> _Material_
※ ※ ※
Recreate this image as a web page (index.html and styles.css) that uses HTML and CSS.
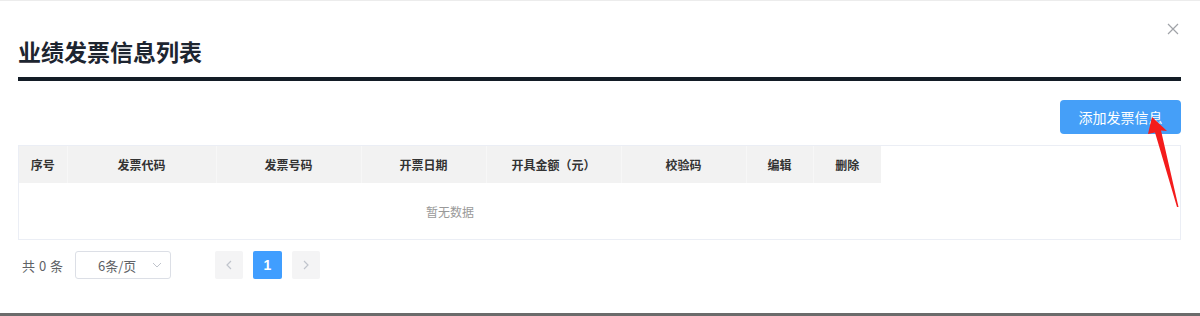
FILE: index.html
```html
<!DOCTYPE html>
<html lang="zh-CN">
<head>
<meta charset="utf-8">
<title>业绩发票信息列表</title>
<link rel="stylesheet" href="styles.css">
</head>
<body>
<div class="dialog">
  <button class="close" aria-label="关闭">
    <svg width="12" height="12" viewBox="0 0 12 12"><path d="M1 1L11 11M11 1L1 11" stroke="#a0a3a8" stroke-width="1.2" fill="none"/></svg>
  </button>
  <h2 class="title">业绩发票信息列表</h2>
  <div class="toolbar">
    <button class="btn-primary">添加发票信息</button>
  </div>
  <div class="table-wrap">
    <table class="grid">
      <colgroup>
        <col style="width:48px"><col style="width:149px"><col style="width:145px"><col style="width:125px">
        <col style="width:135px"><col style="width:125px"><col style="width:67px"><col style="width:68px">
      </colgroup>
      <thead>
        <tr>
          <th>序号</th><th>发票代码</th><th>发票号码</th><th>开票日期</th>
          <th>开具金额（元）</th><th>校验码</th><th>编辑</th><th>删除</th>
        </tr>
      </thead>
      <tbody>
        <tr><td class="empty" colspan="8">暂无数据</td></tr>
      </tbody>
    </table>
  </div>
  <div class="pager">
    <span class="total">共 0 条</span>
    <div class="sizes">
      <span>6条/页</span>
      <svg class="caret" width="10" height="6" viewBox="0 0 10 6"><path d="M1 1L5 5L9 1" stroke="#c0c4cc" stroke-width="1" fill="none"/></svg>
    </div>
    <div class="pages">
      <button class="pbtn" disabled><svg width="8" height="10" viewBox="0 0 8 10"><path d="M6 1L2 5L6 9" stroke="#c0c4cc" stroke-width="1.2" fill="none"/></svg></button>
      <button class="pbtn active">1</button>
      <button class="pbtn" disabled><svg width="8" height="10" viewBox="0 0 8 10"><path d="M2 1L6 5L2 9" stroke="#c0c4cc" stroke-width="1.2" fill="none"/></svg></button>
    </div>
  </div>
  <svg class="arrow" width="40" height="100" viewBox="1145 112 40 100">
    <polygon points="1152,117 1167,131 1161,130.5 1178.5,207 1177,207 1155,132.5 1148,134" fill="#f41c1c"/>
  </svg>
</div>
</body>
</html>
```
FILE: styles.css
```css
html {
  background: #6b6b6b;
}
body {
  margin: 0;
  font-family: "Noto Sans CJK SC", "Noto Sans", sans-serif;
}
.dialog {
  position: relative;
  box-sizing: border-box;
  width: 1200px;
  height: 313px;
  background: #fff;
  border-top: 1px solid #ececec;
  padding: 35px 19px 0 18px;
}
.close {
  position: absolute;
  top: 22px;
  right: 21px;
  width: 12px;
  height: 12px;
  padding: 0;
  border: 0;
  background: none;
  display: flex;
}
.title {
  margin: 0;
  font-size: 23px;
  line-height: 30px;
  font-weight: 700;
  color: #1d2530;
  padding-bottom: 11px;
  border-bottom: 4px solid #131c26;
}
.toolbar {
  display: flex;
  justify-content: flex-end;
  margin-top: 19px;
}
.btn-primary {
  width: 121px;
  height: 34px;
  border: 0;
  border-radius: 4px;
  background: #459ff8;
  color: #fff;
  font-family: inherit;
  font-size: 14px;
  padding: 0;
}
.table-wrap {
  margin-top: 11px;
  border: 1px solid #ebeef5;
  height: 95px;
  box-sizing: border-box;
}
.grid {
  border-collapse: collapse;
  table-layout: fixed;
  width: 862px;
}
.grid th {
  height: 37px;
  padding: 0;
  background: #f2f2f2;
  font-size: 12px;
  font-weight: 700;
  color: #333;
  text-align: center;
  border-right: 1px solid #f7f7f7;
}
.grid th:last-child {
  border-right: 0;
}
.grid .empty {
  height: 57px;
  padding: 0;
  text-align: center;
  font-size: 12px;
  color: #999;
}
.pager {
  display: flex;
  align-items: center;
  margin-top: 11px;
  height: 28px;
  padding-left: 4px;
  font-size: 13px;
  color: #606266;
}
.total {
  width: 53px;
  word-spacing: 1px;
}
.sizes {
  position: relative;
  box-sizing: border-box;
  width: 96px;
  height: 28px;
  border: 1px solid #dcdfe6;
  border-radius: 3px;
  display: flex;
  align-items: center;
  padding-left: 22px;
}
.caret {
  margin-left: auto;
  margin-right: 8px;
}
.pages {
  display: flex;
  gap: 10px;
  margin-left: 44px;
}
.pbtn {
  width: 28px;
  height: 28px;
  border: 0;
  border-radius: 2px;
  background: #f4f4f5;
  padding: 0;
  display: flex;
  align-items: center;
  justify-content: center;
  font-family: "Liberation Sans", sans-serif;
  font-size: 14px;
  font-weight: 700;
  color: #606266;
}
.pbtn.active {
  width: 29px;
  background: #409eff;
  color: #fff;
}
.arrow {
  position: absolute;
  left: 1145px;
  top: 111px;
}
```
※ ※ ※
> _Directive_
All the lines above are to be given again exactly as they read, with the pictures removed.

> _Expected output_
Recreate this image as a web page (index.html and styles.css) that uses HTML and CSS.
FILE: index.html
```html
<!DOCTYPE html>
<html lang="zh-CN">
<head>
<meta charset="utf-8">
<title>业绩发票信息列表</title>
<link rel="stylesheet" href="styles.css">
</head>
<body>
<div class="dialog">
  <button class="close" aria-label="关闭">
    <svg width="12" height="12" viewBox="0 0 12 12"><path d="M1 1L11 11M11 1L1 11" stroke="#a0a3a8" stroke-width="1.2" fill="none"/></svg>
  </button>
  <h2 class="title">业绩发票信息列表</h2>
  <div class="toolbar">
    <button class="btn-primary">添加发票信息</button>
  </div>
  <div class="table-wrap">
    <table class="grid">
      <colgroup>
        <col style="width:48px"><col style="width:149px"><col style="width:145px"><col style="width:125px">
        <col style="width:135px"><col style="width:125px"><col style="width:67px"><col style="width:68px">
      </colgroup>
      <thead>
        <tr>
          <th>序号</th><th>发票代码</th><th>发票号码</th><th>开票日期</th>
          <th>开具金额（元）</th><th>校验码</th><th>编辑</th><th>删除</th>
        </tr>
      </thead>
      <tbody>
        <tr><td class="empty" colspan="8">暂无数据</td></tr>
      </tbody>
    </table>
  </div>
  <div class="pager">
    <span class="total">共 0 条</span>
    <div class="sizes">
      <span>6条/页</span>
      <svg class="caret" width="10" height="6" viewBox="0 0 10 6"><path d="M1 1L5 5L9 1" stroke="#c0c4cc" stroke-width="1" fill="none"/></svg>
    </div>
    <div class="pages">
      <button class="pbtn" disabled><svg width="8" height="10" viewBox="0 0 8 10"><path d="M6 1L2 5L6 9" stroke="#c0c4cc" stroke-width="1.2" fill="none"/></svg></button>
      <button class="pbtn active">1</button>
      <button class="pbtn" disabled><svg width="8" height="10" viewBox="0 0 8 10"><path d="M2 1L6 5L2 9" stroke="#c0c4cc" stroke-width="1.2" fill="none"/></svg></button>
    </div>
  </div>
  <svg class="arrow" width="40" height="100" viewBox="1145 112 40 100">
    <polygon points="1152,117 1167,131 1161,130.5 1178.5,207 1177,207 1155,132.5 1148,134" fill="#f41c1c"/>
  </svg>
</div>
</body>
</html>
```
FILE: styles.css
```css
html {
  background: #6b6b6b;
}
body {
  margin: 0;
  font-family: "Noto Sans CJK SC", "Noto Sans", sans-serif;
}
.dialog {
  position: relative;
  box-sizing: border-box;
  width: 1200px;
  height: 313px;
  background: #fff;
  border-top: 1px solid #ececec;
  padding: 35px 19px 0 18px;
}
.close {
  position: absolute;
  top: 22px;
  right: 21px;
  width: 12px;
  height: 12px;
  padding: 0;
  border: 0;
  background: none;
  display: flex;
}
.title {
  margin: 0;
  font-size: 23px;
  line-height: 30px;
  font-weight: 700;
  color: #1d2530;
  padding-bottom: 11px;
  border-bottom: 4px solid #131c26;
}
.toolbar {
  display: flex;
  justify-content: flex-end;
  margin-top: 19px;
}
.btn-primary {
  width: 121px;
  height: 34px;
  border: 0;
  border-radius: 4px;
  background: #459ff8;
  color: #fff;
  font-family: inherit;
  font-size: 14px;
  padding: 0;
}
.table-wrap {
  margin-top: 11px;
  border: 1px solid #ebeef5;
  height: 95px;
  box-sizing: border-box;
}
.grid {
  border-collapse: collapse;
  table-layout: fixed;
  width: 862px;
}
.grid th {
  height: 37px;
  padding: 0;
  background: #f2f2f2;
  font-size: 12px;
  font-weight: 700;
  color: #333;
  text-align: center;
  border-right: 1px solid #f7f7f7;
}
.grid th:last-child {
  border-right: 0;
}
.grid .empty {
  height: 57px;
  padding: 0;
  text-align: center;
  font-size: 12px;
  color: #999;
}
.pager {
  display: flex;
  align-items: center;
  margin-top: 11px;
  height: 28px;
  padding-left: 4px;
  font-size: 13px;
  color: #606266;
}
.total {
  width: 53px;
  word-spacing: 1px;
}
.sizes {
  position: relative;
  box-sizing: border-box;
  width: 96px;
  height: 28px;
  border: 1px solid #dcdfe6;
  border-radius: 3px;
  display: flex;
  align-items: center;
  padding-left: 22px;
}
.caret {
  margin-left: auto;
  margin-right: 8px;
}
.pages {
  display: flex;
  gap: 10px;
  margin-left: 44px;
}
.pbtn {
  width: 28px;
  height: 28px;
  border: 0;
  border-radius: 2px;
  background: #f4f4f5;
  padding: 0;
  display: flex;
  align-items: center;
  justify-content: center;
  font-family: "Liberation Sans", sans-serif;
  font-size: 14px;
  font-weight: 700;
  color: #606266;
}
.pbtn.active {
  width: 29px;
  background: #409eff;
  color: #fff;
}
.arrow {
  position: absolute;
  left: 1145px;
  top: 111px;
}
```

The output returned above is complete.